How we learned to stop worrying and work with government
Abstract
In the aftermath of the 1980s legislation introduced under the “total strategy” of the South African government under then president PW Botha, critical social scientist groupings reflected on the intellectual and programmatic responses required to counter the racist and undemocratic policies of the time. Since the formal demise of these polices and despite the profound political shifts in 1994 to representative government, questions that reflect on the contemporary role of critical social science are still considered pertinent. We reflect on what the orientations of social science to government in our new and evolving democratic dispensation should be, and whether critical scientists can remain critical and work with government, or whether engagement with the state, of necessity, compromises criticality. The extensive and sustained nature of violence and injury, a leading contributor to South Africa’s social and health malaise, has suggested that a coordinated, multi-sectoral and evidence-led partnership is required for its reduction. Our engagement with this issue has been through the development of a Strategic Framework for Violence and Injury Prevention, which we regard as indicative of some recognition by government of the inclusion of critical voices for an effective collective response.
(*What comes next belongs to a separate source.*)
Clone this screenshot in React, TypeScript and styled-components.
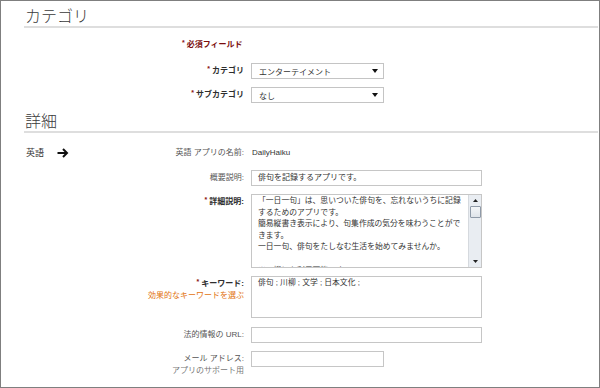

However, the critical scholars in this engagement process faced multiple challenges, including contrasting understandings of violence and injury, which may have diluted the contributions of critical scholarship.
“The HSRC cannot be ‘re-structured’ because it is and remains the government’s instrument, in the hands of the government to justify and legitimate the decisions and policies of the government. Research by bodies other than the HSRC must be encouraged” (Cloete, Muller, & Orkin, 1986: 45, emphases added).